|.............................Fly Fishing Yellowstone National Park
I am calling this series Yellowstone Journals and Additional Information. It is a collection of a
rambling mixture of experiences on the streams with some notes, tips and additional
information thrown in. Some of this comes from my video tape logs (record of video shot)
and notes made on my daily note books.
Fly Fishing the Gallatin River - Part 6
The fishing season for Yellowstone National Park is a very short one. The
fishing season for the Gallatin River is even shorter. It is a very cold river. The
entire month of June is usually lost to the runoff. Normally it is about the first of
July before the Gallatin becomes very fishable. For some reason I have yet to
figure out, the fishing activity slows down drastically during the month of
September. At least it seems that way to us and we have tried many times to fish
the Gallatin during September. Come October, the water again becomes almost
to cold to fish. Often melting snow cools the water to temperatures in the forties.

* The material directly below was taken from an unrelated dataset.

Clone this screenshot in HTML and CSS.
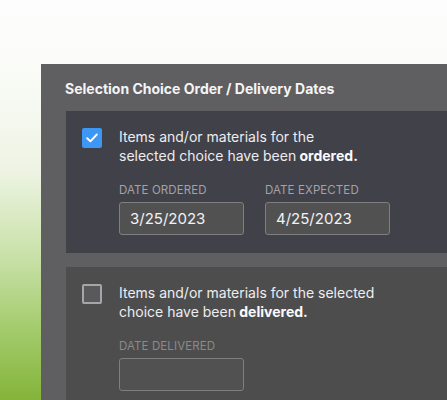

The bottom line is that, in our opinion, is that July and August are the only two
months that provide real productive fishing activity. I am not saying that you
cannot catch trout at other times because you can. I am saying that the activity
slows down to the point that many other streams in the park offer better fishing.

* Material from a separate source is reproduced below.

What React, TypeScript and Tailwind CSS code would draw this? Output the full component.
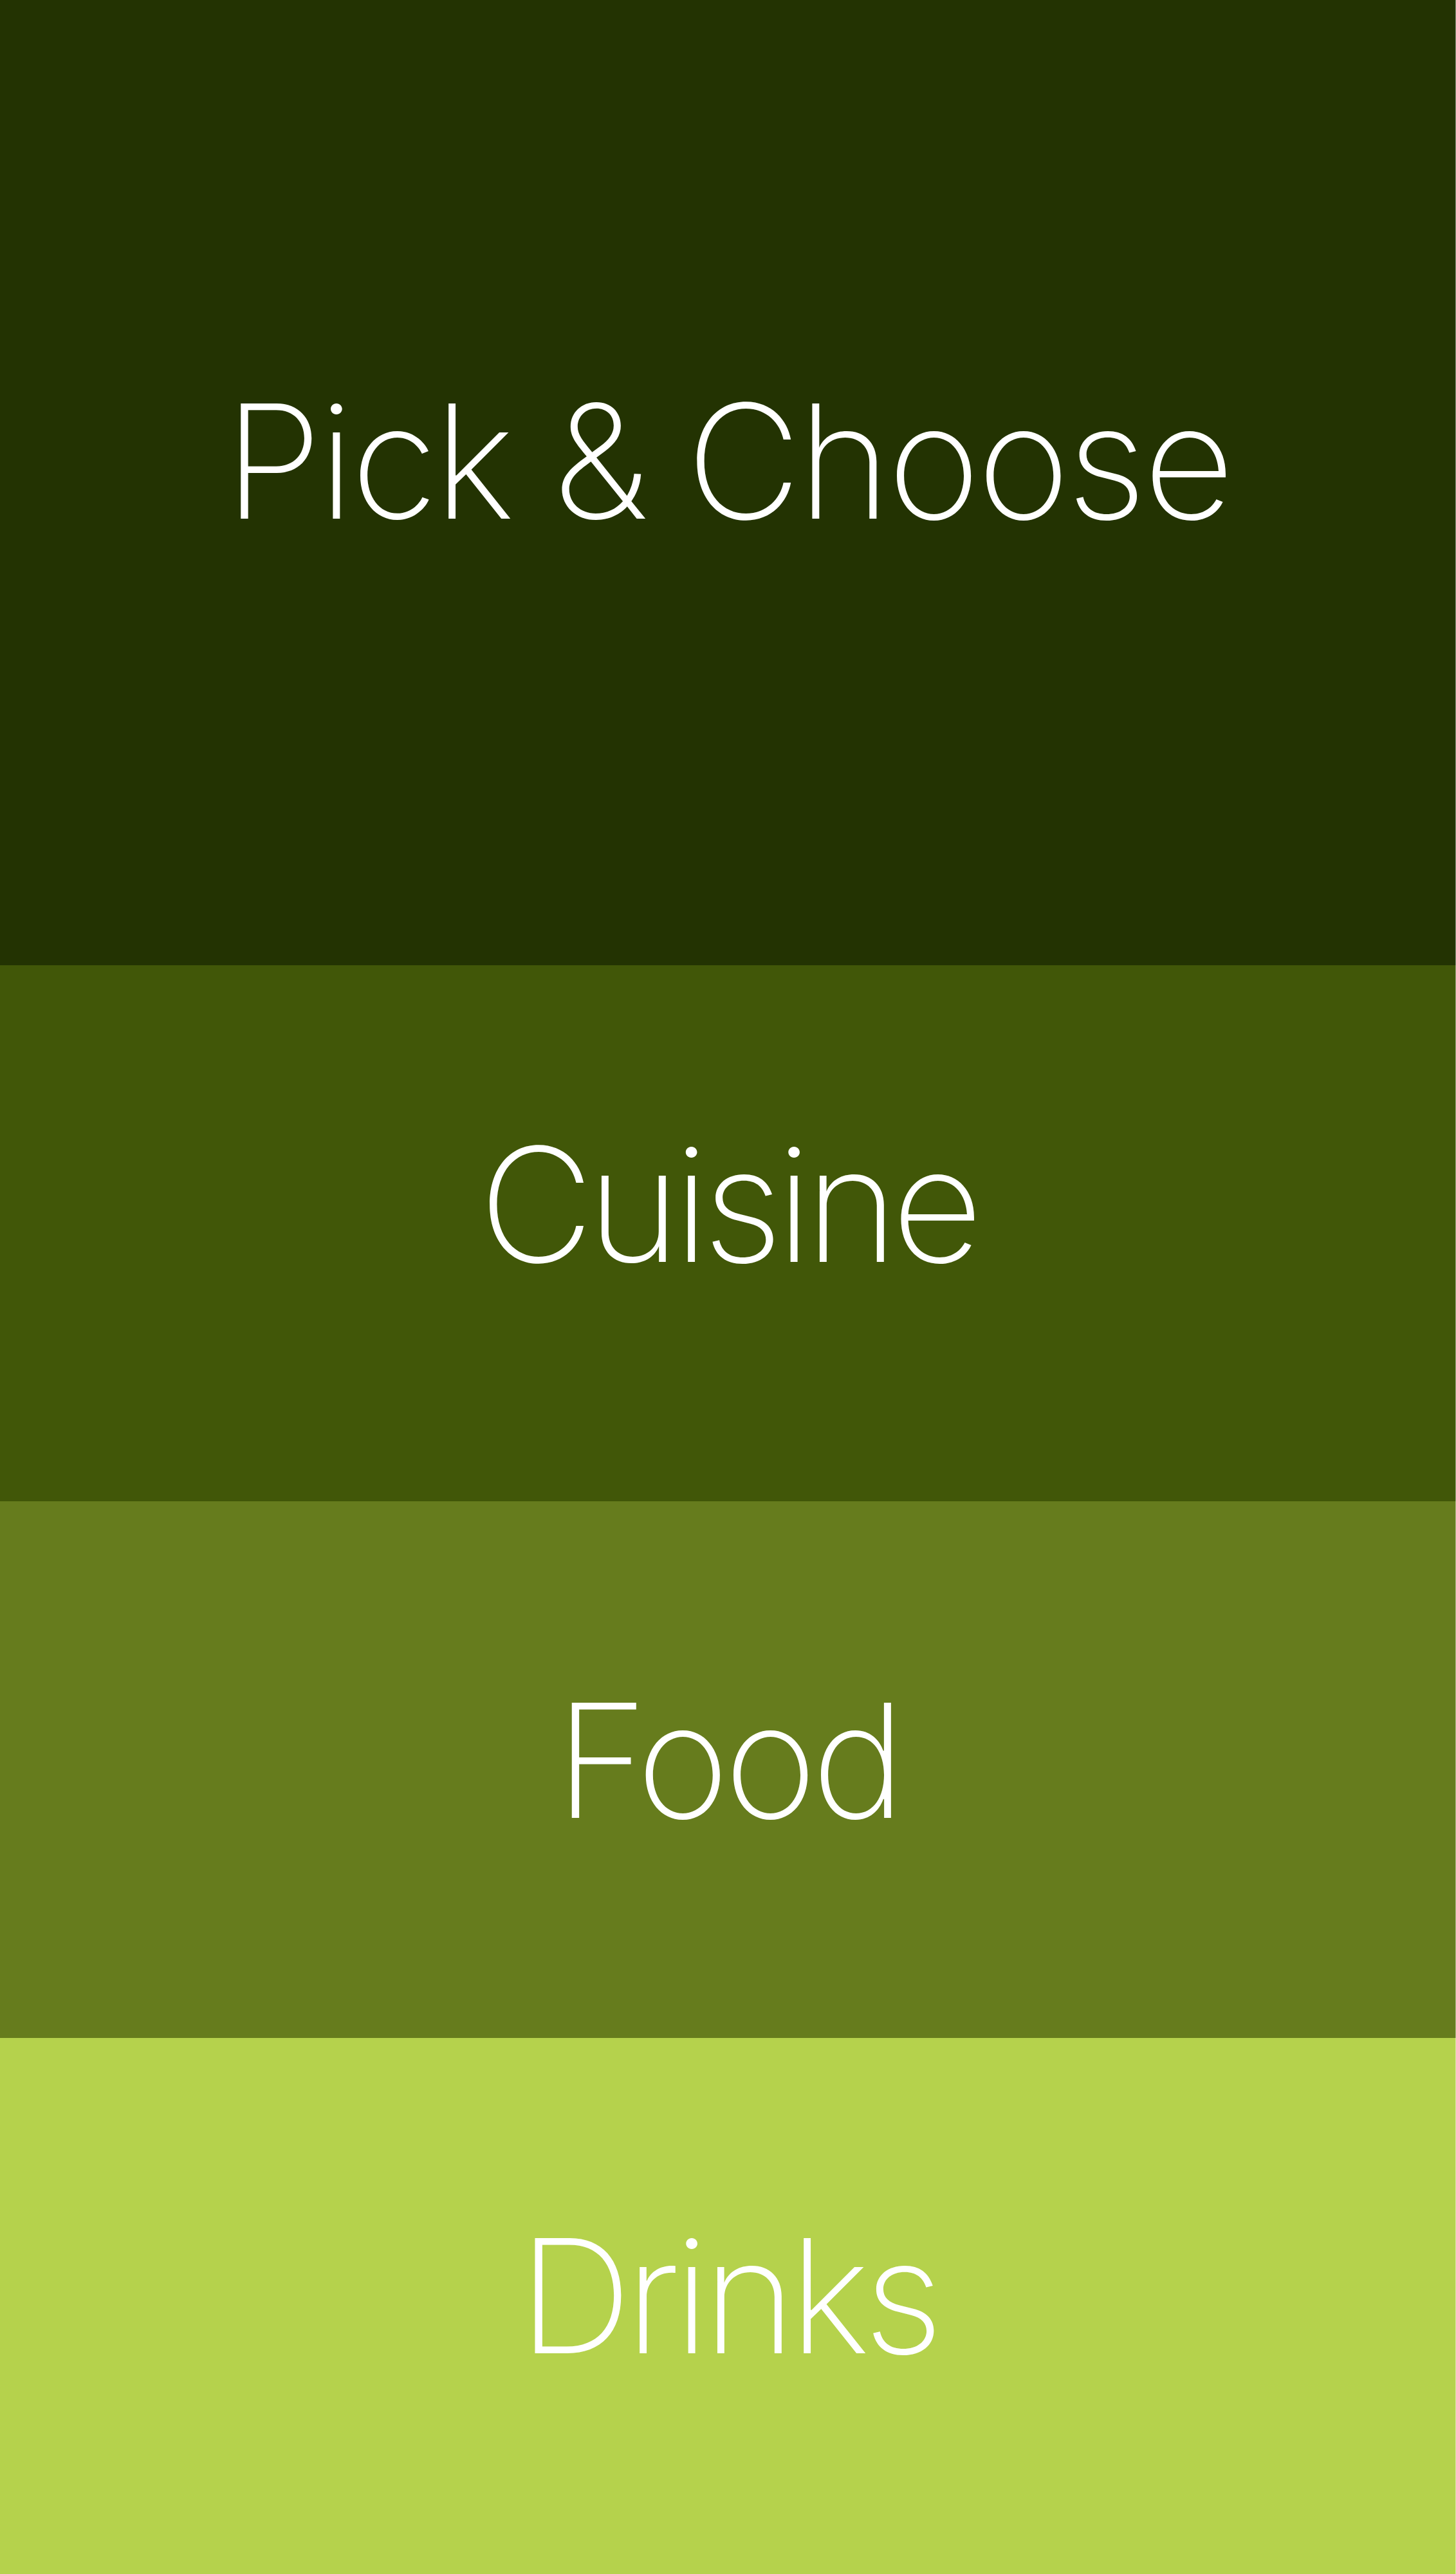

During July and August, there will be several hatches that occur. I outlined most
of them in the article done yesterday. There are usually multiple hatches
occurring during the first of July. By the end of July, the hatches cease
drastically. This is probably one reason the fishing begins to slow down. All
things considered, we think the most reliable food to imitate are the terrestrial
insects. There are other reasons for this. One is the amount of available food.
The Gallatin River is not a meadow stream as such, meaning it doesn't meander
and slow down like most meadow streams. It is a fast, pool and riffle stream with
some long runs. However, the stream does run through meadows. The
meadows are just not as flat as many other meadows in the western U. S. The
banks of the stream are lined with grass and short, scrub willows. The banks are
home to many species of grass hoppers, beetles and ants.
In general the water in the river is about two and sometimes as much as three
feet below the elevation of the banks. There are numerous undercut banks and
a many areas where the grass and brush hangs out over the water. A lot of the
insects get into the water, especially when the wind blows. High winds are very
common during most of the summer afternoons. The valley is narrow and that
seems to affect the velocity of the wind. The bottom line to everything I am
contending is that one of the best ways to fish the Gallatin River is with
imitations of the terrestrials.
As I mentioned in one of the other articles, I like to walk the banks fishing in an
upstream direction. There is little need to wade the Gallatin. It isn't wide enough
anywhere in the park to require wading to cover the water. You can cast to both
banks from either bank. I normally catch up stream and allow the hopper, ant or
beetle to come back down very close to the bank if the deeper water is on the
same side of the stream I am fishing. If not, I cast up and across and let the fly
drift down along the far side bank. This requires mending the line as necessary
to prevent the cross currents from dragging the fly away from the bank. In my
opinion, this is a very productive way to fish the Gallatin River.